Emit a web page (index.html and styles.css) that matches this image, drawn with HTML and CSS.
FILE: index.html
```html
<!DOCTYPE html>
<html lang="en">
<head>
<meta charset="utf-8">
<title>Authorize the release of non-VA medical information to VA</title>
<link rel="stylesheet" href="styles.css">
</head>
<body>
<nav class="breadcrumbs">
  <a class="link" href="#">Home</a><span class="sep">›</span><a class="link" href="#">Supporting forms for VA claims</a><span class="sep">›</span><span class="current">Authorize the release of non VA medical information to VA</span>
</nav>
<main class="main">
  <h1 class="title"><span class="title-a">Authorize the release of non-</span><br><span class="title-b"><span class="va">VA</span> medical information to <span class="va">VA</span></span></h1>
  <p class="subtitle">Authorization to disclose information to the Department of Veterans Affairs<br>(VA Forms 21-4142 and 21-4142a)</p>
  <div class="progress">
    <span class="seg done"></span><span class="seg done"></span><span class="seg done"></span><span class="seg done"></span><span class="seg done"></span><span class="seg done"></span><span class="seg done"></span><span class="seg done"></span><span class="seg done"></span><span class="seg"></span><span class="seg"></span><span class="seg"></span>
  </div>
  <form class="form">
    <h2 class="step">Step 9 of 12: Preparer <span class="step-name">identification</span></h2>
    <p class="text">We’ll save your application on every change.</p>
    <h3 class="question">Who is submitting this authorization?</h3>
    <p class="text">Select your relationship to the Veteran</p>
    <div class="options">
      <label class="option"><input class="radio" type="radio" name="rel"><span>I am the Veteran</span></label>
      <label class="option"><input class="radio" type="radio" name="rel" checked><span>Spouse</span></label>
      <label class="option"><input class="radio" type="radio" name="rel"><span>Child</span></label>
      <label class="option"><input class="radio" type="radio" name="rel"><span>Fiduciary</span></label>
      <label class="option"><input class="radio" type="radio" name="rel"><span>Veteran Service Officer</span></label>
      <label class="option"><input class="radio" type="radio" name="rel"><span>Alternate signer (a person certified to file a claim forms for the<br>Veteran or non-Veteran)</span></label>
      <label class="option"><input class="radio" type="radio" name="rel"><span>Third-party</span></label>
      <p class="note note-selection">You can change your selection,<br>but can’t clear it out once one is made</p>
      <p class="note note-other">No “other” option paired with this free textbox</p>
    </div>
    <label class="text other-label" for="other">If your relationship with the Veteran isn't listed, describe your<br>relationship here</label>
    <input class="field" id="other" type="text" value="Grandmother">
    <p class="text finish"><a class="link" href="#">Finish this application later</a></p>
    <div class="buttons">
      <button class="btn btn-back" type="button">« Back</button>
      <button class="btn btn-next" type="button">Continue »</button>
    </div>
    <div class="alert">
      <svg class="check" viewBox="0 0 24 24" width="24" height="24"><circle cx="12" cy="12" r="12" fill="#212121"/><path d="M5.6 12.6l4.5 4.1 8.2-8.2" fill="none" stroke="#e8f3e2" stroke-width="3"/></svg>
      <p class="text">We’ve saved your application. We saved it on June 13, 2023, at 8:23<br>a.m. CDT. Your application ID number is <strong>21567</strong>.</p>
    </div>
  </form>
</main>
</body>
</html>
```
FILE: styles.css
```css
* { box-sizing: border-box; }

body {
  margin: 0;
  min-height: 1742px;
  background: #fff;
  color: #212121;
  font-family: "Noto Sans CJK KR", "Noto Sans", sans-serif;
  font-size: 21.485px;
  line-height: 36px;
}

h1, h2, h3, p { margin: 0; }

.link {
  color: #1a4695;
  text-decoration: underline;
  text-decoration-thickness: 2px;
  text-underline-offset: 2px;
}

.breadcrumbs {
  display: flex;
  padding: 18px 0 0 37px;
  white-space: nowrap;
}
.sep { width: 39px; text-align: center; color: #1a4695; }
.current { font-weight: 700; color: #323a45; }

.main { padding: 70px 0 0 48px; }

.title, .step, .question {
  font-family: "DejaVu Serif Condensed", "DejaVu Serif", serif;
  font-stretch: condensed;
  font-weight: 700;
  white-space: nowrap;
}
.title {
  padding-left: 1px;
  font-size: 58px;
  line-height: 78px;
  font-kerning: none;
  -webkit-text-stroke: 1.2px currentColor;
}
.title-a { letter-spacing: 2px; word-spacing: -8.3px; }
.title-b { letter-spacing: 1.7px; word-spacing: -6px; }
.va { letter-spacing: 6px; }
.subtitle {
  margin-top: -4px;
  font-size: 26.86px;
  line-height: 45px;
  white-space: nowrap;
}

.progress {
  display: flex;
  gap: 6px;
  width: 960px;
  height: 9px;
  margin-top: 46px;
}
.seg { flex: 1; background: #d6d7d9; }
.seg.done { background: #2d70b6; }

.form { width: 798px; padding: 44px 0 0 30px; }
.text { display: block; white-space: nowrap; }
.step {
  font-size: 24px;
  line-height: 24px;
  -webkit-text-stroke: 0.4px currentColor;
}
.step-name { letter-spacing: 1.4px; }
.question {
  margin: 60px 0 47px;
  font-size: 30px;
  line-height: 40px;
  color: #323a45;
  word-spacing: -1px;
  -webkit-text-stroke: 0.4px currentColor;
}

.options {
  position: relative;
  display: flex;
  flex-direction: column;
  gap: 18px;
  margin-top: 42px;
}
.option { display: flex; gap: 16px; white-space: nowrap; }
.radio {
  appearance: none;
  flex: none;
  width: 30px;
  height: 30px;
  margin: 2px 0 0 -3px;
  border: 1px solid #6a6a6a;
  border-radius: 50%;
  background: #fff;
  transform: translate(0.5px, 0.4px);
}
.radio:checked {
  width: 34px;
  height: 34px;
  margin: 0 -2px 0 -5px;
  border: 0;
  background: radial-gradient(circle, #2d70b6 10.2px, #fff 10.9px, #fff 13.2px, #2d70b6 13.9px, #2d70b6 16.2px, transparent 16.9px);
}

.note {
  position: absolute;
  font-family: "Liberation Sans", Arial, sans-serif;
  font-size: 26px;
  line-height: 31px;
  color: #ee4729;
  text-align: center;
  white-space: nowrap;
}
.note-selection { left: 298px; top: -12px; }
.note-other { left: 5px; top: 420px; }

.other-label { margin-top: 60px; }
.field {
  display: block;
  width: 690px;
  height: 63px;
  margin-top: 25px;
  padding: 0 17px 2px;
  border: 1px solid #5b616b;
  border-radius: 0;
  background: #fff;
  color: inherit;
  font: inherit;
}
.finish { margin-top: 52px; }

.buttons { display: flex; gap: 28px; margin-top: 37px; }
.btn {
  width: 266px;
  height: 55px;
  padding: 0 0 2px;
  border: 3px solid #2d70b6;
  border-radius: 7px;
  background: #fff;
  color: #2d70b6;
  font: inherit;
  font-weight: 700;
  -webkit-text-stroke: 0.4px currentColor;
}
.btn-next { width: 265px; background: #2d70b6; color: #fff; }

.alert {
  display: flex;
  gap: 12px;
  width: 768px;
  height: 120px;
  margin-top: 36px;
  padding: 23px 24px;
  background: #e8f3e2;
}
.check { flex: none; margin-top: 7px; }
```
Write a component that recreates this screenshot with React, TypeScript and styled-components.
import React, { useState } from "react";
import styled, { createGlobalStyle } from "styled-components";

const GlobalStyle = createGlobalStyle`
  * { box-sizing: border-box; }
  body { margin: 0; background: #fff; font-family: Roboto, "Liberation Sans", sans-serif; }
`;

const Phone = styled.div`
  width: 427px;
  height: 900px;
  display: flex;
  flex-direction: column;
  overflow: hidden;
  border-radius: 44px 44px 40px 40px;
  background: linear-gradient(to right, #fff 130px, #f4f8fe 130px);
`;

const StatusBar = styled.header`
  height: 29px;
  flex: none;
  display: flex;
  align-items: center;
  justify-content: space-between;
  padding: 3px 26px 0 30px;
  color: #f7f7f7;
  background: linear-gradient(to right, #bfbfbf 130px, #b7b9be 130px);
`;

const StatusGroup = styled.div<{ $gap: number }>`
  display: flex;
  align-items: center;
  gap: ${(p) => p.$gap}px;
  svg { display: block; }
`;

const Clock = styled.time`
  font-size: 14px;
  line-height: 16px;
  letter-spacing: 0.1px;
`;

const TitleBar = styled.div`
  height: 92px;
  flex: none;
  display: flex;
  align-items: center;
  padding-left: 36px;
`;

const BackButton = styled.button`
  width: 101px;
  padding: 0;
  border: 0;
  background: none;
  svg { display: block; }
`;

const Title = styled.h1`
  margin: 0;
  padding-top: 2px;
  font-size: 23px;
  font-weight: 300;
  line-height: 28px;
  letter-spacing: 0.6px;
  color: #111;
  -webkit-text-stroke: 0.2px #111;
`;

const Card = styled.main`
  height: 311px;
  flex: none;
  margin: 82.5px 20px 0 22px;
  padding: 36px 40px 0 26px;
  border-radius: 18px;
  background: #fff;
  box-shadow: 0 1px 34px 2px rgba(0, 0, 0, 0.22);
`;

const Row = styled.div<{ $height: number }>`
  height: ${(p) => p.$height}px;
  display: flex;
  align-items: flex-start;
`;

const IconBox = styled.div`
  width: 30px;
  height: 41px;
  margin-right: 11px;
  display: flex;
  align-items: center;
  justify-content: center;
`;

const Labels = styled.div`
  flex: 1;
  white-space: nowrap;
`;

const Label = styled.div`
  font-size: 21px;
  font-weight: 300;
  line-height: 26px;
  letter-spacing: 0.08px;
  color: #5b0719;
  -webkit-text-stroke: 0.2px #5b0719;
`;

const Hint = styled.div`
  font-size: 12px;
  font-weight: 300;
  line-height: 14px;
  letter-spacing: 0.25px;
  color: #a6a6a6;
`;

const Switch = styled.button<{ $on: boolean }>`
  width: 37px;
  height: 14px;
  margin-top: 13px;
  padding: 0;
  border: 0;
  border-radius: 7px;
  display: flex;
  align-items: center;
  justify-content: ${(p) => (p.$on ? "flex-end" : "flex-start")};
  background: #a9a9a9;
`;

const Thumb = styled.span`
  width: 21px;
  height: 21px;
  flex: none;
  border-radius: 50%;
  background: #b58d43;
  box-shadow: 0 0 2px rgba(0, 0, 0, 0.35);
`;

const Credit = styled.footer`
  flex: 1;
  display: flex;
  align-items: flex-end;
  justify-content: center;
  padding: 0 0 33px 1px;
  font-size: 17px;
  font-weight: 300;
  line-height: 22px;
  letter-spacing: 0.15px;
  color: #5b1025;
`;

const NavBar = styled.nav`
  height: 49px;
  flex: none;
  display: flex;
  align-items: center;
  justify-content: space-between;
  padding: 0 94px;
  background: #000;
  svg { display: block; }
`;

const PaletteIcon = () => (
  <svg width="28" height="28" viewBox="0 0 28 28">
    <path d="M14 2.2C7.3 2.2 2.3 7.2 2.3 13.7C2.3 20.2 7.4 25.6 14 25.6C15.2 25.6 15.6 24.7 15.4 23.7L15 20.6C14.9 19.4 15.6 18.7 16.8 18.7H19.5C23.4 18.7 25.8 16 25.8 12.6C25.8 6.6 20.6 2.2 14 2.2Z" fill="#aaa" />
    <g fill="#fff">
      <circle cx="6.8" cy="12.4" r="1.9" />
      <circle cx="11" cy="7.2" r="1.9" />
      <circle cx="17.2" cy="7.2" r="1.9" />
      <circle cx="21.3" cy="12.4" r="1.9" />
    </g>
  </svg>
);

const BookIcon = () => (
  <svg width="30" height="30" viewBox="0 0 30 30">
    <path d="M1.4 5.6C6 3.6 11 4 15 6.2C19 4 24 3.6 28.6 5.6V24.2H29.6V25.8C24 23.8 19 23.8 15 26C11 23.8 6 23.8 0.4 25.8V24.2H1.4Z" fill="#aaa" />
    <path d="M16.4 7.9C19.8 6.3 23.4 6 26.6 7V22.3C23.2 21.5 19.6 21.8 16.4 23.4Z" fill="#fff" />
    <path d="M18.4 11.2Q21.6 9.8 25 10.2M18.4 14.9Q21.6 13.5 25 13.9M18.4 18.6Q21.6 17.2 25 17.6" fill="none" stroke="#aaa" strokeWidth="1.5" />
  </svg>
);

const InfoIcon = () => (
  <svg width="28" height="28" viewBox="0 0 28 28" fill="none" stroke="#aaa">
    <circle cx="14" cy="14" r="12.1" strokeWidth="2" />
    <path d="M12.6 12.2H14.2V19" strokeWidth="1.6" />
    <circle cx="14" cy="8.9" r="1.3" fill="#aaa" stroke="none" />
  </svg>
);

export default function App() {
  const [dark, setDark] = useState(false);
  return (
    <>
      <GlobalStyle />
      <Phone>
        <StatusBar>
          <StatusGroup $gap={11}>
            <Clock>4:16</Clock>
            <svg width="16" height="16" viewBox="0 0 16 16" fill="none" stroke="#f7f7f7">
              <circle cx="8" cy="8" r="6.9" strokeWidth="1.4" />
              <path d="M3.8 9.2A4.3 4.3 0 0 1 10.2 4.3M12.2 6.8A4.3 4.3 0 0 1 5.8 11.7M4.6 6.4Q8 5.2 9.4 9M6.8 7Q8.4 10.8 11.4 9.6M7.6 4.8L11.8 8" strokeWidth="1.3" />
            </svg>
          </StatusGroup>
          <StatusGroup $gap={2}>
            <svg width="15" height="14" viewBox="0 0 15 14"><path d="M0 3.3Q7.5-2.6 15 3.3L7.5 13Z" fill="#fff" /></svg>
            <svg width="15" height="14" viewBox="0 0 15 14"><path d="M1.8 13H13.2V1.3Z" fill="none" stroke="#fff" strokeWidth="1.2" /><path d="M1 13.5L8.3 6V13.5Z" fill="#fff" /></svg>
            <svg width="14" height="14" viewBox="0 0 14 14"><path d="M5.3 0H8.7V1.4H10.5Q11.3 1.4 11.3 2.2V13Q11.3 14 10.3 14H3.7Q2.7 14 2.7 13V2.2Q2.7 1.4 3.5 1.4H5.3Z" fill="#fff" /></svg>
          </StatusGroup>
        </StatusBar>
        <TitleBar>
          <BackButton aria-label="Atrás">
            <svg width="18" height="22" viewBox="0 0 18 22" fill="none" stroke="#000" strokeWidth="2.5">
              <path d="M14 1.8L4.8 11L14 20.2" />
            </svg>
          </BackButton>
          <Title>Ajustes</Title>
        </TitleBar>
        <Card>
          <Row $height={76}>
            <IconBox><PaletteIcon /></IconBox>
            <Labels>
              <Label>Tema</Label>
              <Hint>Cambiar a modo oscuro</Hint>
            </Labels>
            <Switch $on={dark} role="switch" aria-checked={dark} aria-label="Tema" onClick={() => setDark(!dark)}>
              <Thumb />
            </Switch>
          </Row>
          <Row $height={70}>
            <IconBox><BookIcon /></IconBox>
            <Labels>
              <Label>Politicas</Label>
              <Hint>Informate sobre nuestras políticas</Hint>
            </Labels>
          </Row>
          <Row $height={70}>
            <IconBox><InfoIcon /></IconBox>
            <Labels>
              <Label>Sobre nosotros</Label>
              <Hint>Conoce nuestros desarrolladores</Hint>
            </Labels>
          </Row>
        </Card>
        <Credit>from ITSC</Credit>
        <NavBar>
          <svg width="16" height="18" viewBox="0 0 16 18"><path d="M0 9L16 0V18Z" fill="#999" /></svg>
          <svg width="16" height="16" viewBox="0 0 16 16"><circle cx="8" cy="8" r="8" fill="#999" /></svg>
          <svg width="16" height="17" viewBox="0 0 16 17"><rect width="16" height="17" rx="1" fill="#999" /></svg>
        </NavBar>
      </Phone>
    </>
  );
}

______

**What to do**
Check each line above for the word "React", and copy the lines where it appears.

**Written response**
Write a component that recreates this screenshot with React, TypeScript and styled-components.
import React, { useState } from "react";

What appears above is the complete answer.